Since we now have the year-over-year growth rate data for stock prices and trailing year dividends per share, we wondered if we would observe the same phenomenon with the changes in these growth rates that we previously observed with much more recent data from a century later, where changes in the growth rate of stock prices are directly proportional to changes in the future growth rate of trailing year dividends per share, which primarily vary according to particular points of time in the future.
The following animated chart shows our results, as we shift the change in the growth rate of the stock market's trailing year dividends per share forward in time at 3 month intervals every three-quarters of a second until they reach a point where the change in dividends is positioned 12 months in the future, and back again.

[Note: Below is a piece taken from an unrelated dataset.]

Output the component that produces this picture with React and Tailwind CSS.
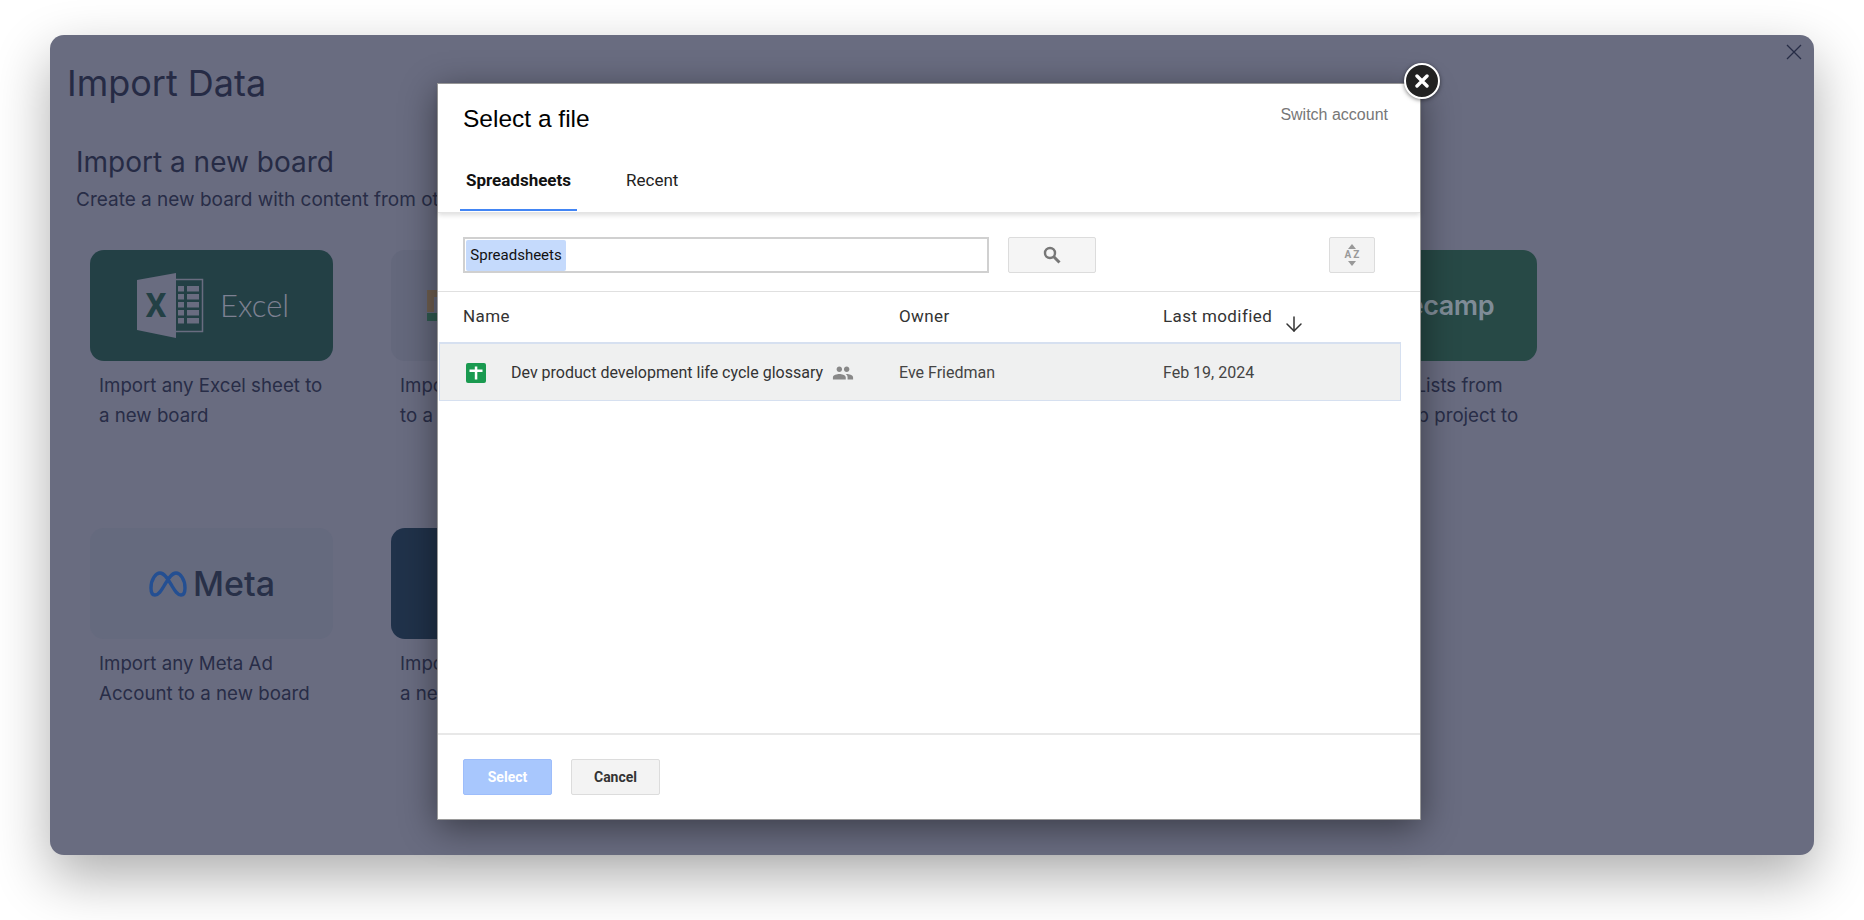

We find that the stock prices of a century ago work pretty much the same as they do today, with investors periodically shifting their forward-looking attention anywhere from 3 to 12 months into the future when making the investment decisions that ultimately set stock prices. The only major difference in the math is that the amplification scale factor would appear to be slightly different over most of the period, and considerably different for the period where the dividends expected to be paid in 1918 were affecting the stock prices of the latter half of 1917.
The downside with the historic data is that we don't have any dividend futures data to really be able to determine what the expectations for the future looked like during this time. The closer correlations that we observe between the changes in the growth rates of stock prices with the changes in the growth rate of trailing year dividends per share expected at different points of time in the future then really represent the situation where the future played out as investors expected.
There are also a couple of short term noise events that really stand out. The first is in April 1916, where we observe the change in the growth rate of stock prices drops well below where expected future dividends would place them, which corresponds to the sinking of the S.S. Sussex, which was shortly followed by President Woodrow Wilson's threat to sever diplomatic ties with Germany. When Germany suspended its unrestricted U-boat campaign shortly afterward, it avoided the U.S. entry into the war, which accounts for the large upward spike in the month afterward.
The other noise event was more positive in nature, coming when the Armistice ending the fighting in Europe was reached in November 1918, which coincided with an upward spike in stock prices. Alas, being a noise event, it was a short-lived affair before investors returned their focus to their more fundamental concerns, where the combination of ongoing highly elevated inflation and falling earnings became dominant.